I know the message won’t get through to everyone. Barely 250 words into today’s Port Phillip Insider many readers will have closed this email, called me an idiot and moved on to something else — probably checking that mobile phone, in case they’ve missed a text message!

Anyway, for those of you who’ve taken the time to read this far, I hope you’ve gotten something out of this. You can never stop learning about stocks. Remember, the money you invest is your money. It’s up to you to take care of it, use it sensibly, and think about your investments before you pile in on a whim.

The job of our analysts is to provide you with investment ideas. But just because you read about them, doesn’t mean you have to follow the advice.

If you don’t think a particular recommendation is your cup of tea, then give it a miss. Wait for the next idea. With the amount of ideas our analysts generate every month, you can be sure you won’t have to wait long for the one that’s right for you.

For today, lesson over. Drop me a line at with your feedback.

It will never end

What did I tell you last week? I told you that money printing would never end.

The simple reason? That’s what central banks do. They print money. They’ve always printed money. That’s why there has been persistent inflation for the past 60-plus years.

Without the constraints of a gold-backed currency, there is no limit — and I mean, no limit — on the amount of money a central bank can print.

The moment the US Federal Reserve announced the end of money printing last week, the Bank of Japan decided it was its turn to crank up the printing presses.

As the New York Times reports:

Two days after the Federal Reserve ended its program of quantitative easing, the Bank of Japan has doubled down on the strategy with a surprise expansion of its program, in which it will now buy 80 trillion yen ($721 billion) worth of Japanese bonds each year with newly created money. If you’re keeping score, the era of central bank money printing is over (for now) in the United States and Britain, very much alive in Japan, and maybe-possibly-on-the-verge of arriving in the eurozone.

Barely a few weeks after commentators started screaming about the markets crashing, the Dow Jones Industrial Average and S&P 500 indices are back at new record highs (based on Friday’s close. Remember, I’m writing this on Saturday morning).

I don’t know how many more times I can say it — money printing will never end.

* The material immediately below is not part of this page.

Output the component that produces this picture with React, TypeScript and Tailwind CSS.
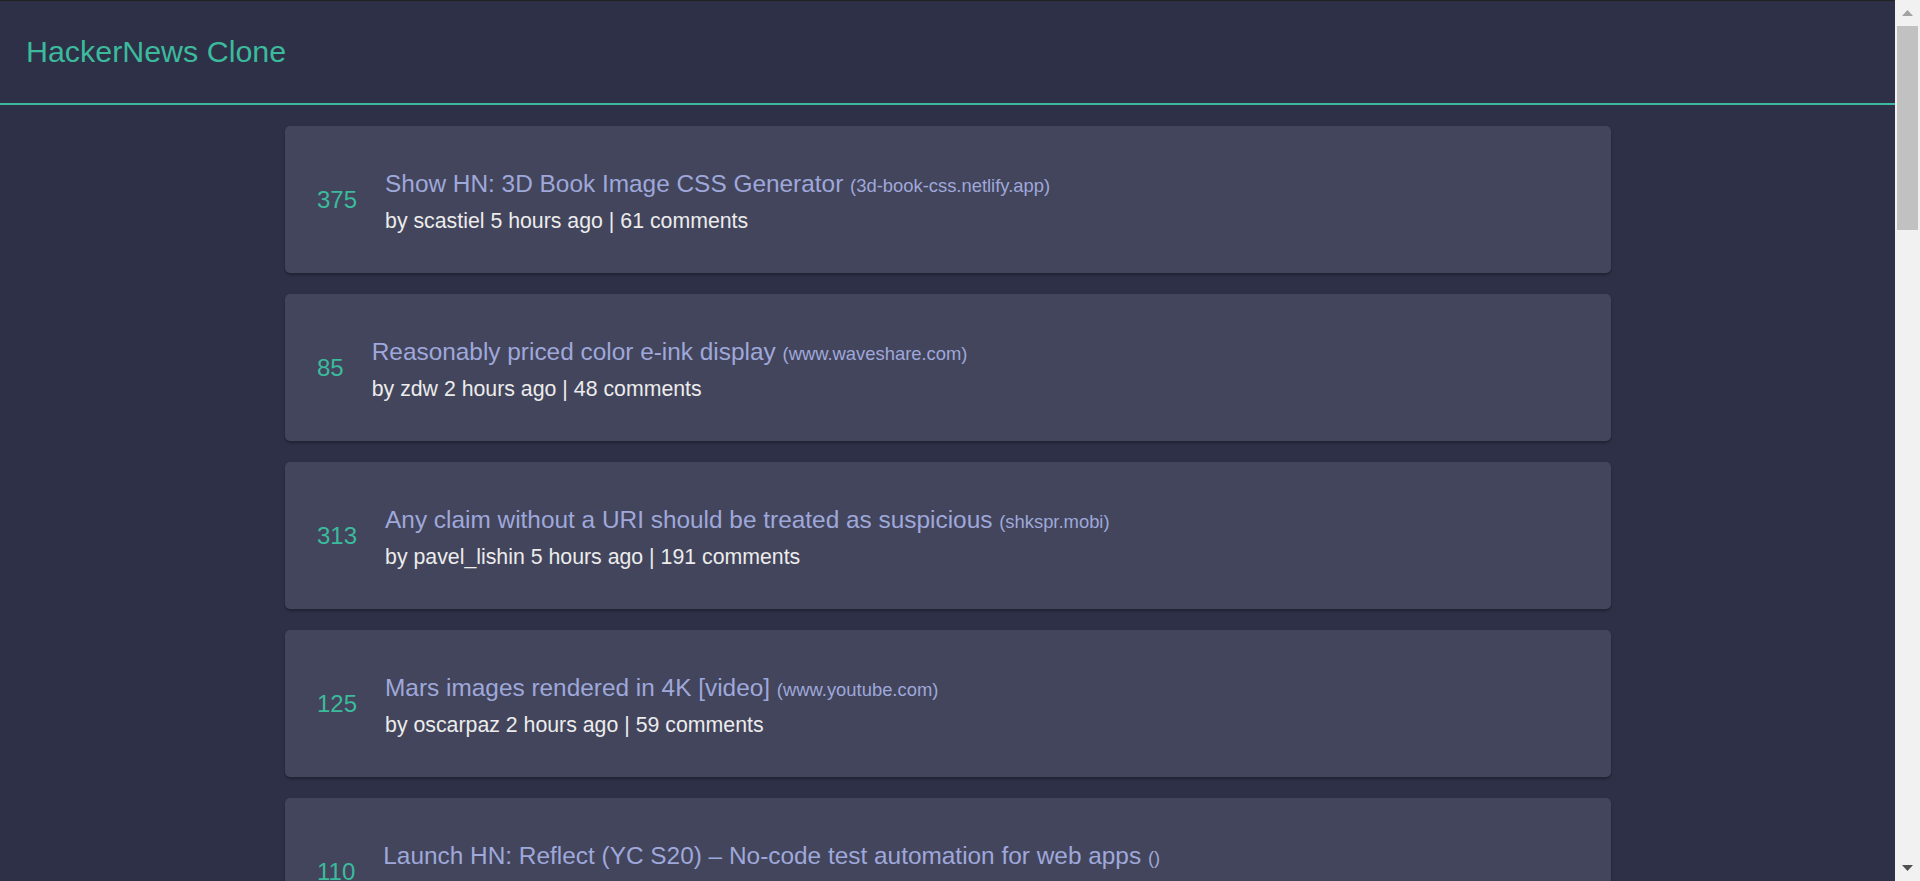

Make the most of it.

$250 million in savings per day

Finally, another word on the falling oil price and the impact it will have on markets and the consumer. As I predicted, US gasoline prices are falling. As Forbes notes:

For the first time in nearly four years, the national average price of gas is set to drop below $3.00 per gallon, according to American Automobile Association. At that rate, the AAA estimates the lower prices are helping consumers save $250 million per day compared to the days of summer when prices averaged a hefty $3.68 per gallon.

I’ve shared this theme with Tactical Wealth subscribers in recent weeks. (We expect to open the door on new memberships for Tactical Wealth within a few weeks. Stay tuned.)

The short story is that as the oil price falls and stays low, US consumers in particular will feel as though they’ve gotten a pay rise.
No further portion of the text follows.